Last updated on July 8, 2022

In Florida there’s a guy named Tom Robinson, and he’s freaking related to Genghis Khan. Well, maybe he is.

Or so says some outfit out of England called Oxford Ancestors. They’re a firm that is pioneering a burgeoning field called “bioarchaeology“. It all sounds very suspect, especially given what Oxford University geneticist Bryan Sykes, the founder of Oxford Ancestors says.

Oxford Ancestors, founded in 2001, offers DNA testing to people who want to test their genetic lineage.

Sykes believes that humanity’s common ancestry can be traced through DNA. In 1994, he linked a woman in Britain and a frozen 5,000-year-old corpse found in the Tyrolean Alps, all through their common DNA.

From the AP –

Sykes’ 2001 book “The Seven Daughters of Eve” claimed that 95 percent of Europeans are descended from seven tribal matriarchs – he dubbed them Ursula, Xenia, Helena, Velda, Tara, Katrine and Jasmine – who lived between 10,000 and 45,000 years ago. He also believes most Europeans can trace their descent to “Five Sons of Adam,” and offers tests to identify these paternal ancestral clans by mapping patterns of DNA within the Y chromosome, the genetic material handed down from fathers to sons that changes little over generations.

Published in an article in the American Journal of Human Genetics in 2003, research suggested that 16 to 17 million men, most in Central Asia, shared a form of the Y chromosome that indicates a common ancestor.

Sykes says that the obvious candidate for this is Genghis Khan, who conquered almost all of Asia and fathered many children in the process. Of course, there isn’t any actual tissue from the Mongol ruler – whose tomb has never been found – the tests are based on an assessment of probabilities.

“This is circumstantial evidence but it is very good evidence,” said Sykes. “I think it does mean that people who carry this chromosome are direct patrilineal descendants of Genghis Khan.” How this chromosome came to be so prominent was that when he conquered new territory Genghis Khan would kill the men and routinely inseminate all the women.”

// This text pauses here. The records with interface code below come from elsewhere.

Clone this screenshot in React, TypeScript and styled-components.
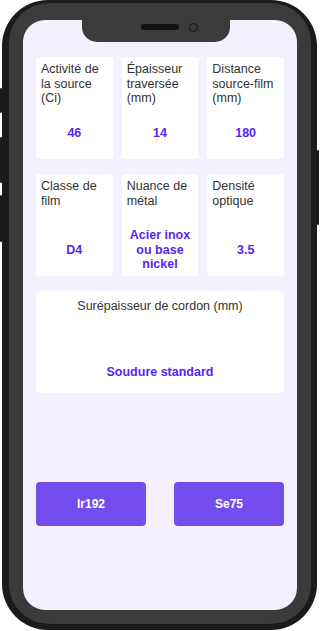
import styled, { createGlobalStyle } from "styled-components";

const GlobalStyle = createGlobalStyle`
  html, body {
    margin: 0;
    padding: 0;
    background: #ffffff;
  }
  body {
    font-family: "Liberation Sans", Arial, sans-serif;
  }
  * {
    box-sizing: border-box;
  }
`;

type Param = {
  label: string;
  value: string;
};

const PARAMS: Param[] = [
  { label: "Activité de la source (Ci)", value: "46" },
  { label: "Épaisseur traversée (mm)", value: "14" },
  { label: "Distance source-film (mm)", value: "180" },
  { label: "Classe de film", value: "D4" },
  { label: "Nuance de métal", value: "Acier inox ou base nickel" },
  { label: "Densité optique", value: "3.5" },
];

const Stage = styled.div`
  padding-left: 2px;
`;

const Phone = styled.div`
  position: relative;
  width: 315px;
  height: 630px;
  padding: 3px 6px 6px 7px;
  background: #1b1b1b;
  border-radius: 46px;
`;

const SideKey = styled.span<{ $side: "left" | "right"; $top: number; $h: number }>`
  position: absolute;
  ${(p) => (p.$side === "left" ? "left: -2px;" : "right: -2px;")}
  top: ${(p) => p.$top}px;
  width: 2px;
  height: ${(p) => p.$h}px;
  background: #1b1b1b;
  border-radius: 1px;
`;

const Shell = styled.div`
  height: 100%;
  padding: 17px 14px 14px 14px;
  background: #3b3b3b;
  border-radius: 40px;
`;

const Screen = styled.main`
  position: relative;
  height: 100%;
  padding: 37px 13px 0;
  background: #f4f0fd;
  border-radius: 22px;
  overflow: hidden;
`;

const Notch = styled.div`
  position: absolute;
  top: 0;
  left: 59px;
  width: 148px;
  height: 22px;
  display: flex;
  align-items: flex-start;
  gap: 10px;
  padding: 4px 0 0 59px;
  background: #3b3b3b;
  border-radius: 0 0 15px 15px;
`;

const Speaker = styled.span`
  width: 38px;
  height: 6px;
  background: #111;
  border-radius: 3px;
`;

const Camera = styled.span`
  margin-top: -1px;
  width: 9px;
  height: 9px;
  border: 1.5px solid #151515;
  border-radius: 50%;
  background: #3b3b3b;
`;

const Grid = styled.section`
  display: grid;
  grid-template-columns: repeat(3, 1fr);
  column-gap: 9px;
  row-gap: 15px;
`;

const Card = styled.div<{ $wide?: boolean }>`
  display: flex;
  flex-direction: column;
  height: 102px;
  padding: ${(p) => (p.$wide ? "8px 5px" : "5px")};
  background: #ffffff;
  border-radius: 4px;
  ${(p) => (p.$wide ? "grid-column: 1 / -1;" : "")}
`;

const Label = styled.div<{ $center?: boolean }>`
  color: #333333;
  font-size: 12.5px;
  line-height: 14.5px;
  text-align: ${(p) => (p.$center ? "center" : "left")};
`;

const Value = styled.div<{ $h: number }>`
  margin-top: auto;
  height: ${(p) => p.$h}px;
  display: flex;
  align-items: center;
  justify-content: center;
  text-align: center;
  color: #5a1ff5;
  font-size: 12.5px;
  font-weight: 700;
  line-height: 14.5px;
`;

const Actions = styled.div`
  display: flex;
  justify-content: space-between;
  margin-top: 89px;
`;

const SourceButton = styled.button`
  width: 110px;
  height: 44px;
  border: none;
  border-radius: 4px;
  background: #744ded;
  color: #ffffff;
  font-family: "Liberation Sans", Arial, sans-serif;
  font-size: 12px;
  font-weight: 700;
`;

const App = () => {
  return (
    <>
      <GlobalStyle />
      <Stage>
        <Phone>
          <SideKey $side="left" $top={88} $h={25} />
          <SideKey $side="left" $top={137} $h={46} />
          <SideKey $side="left" $top={195} $h={47} />
          <SideKey $side="right" $top={150} $h={75} />
          <Shell>
            <Screen>
              <Notch>
                <Speaker />
                <Camera />
              </Notch>
              <Grid>
                {PARAMS.map((p) => (
                  <Card key={p.label}>
                    <Label>{p.label}</Label>
                    <Value $h={42}>{p.value}</Value>
                  </Card>
                ))}
                <Card $wide>
                  <Label $center>Surépaisseur de cordon (mm)</Label>
                  <Value $h={26}>Soudure standard</Value>
                </Card>
              </Grid>
              <Actions>
                <SourceButton>Ir192</SourceButton>
                <SourceButton>Se75</SourceButton>
              </Actions>
            </Screen>
          </Shell>
        </Phone>
      </Stage>
    </>
  );
};

export default App;
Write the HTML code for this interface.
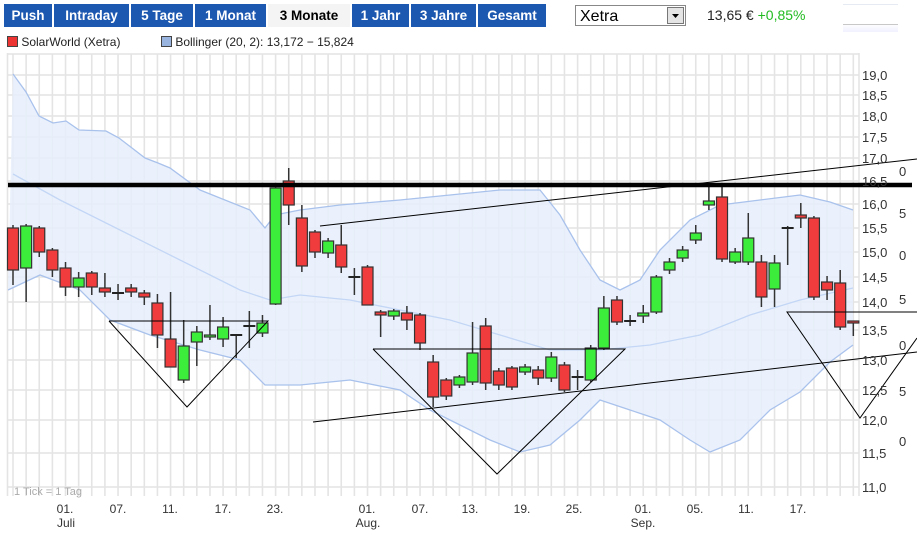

Now, this totally sounds like BS. But what I found funnier than the explanation about how this man was related to Khan was his response in finding out he was related to the conqueror. Again, from the AP –

“My first impression was, ‘Oh no, who is it?’ imagining it was Adolf Hitler or something like that,” said Robinson, 48. “So I was actually pleasantly surprised.”

Now, I know Adolph Hitler was responsible for the deaths of millions, but Khan wasn’t much better. He took over the Asiatic continent, and, according to Jack Weatherford, author of “Genghis Khan and the Making of the Modern World“, the death toll estimate caused by Khan was roughly 15 million people over 5 years of conquest.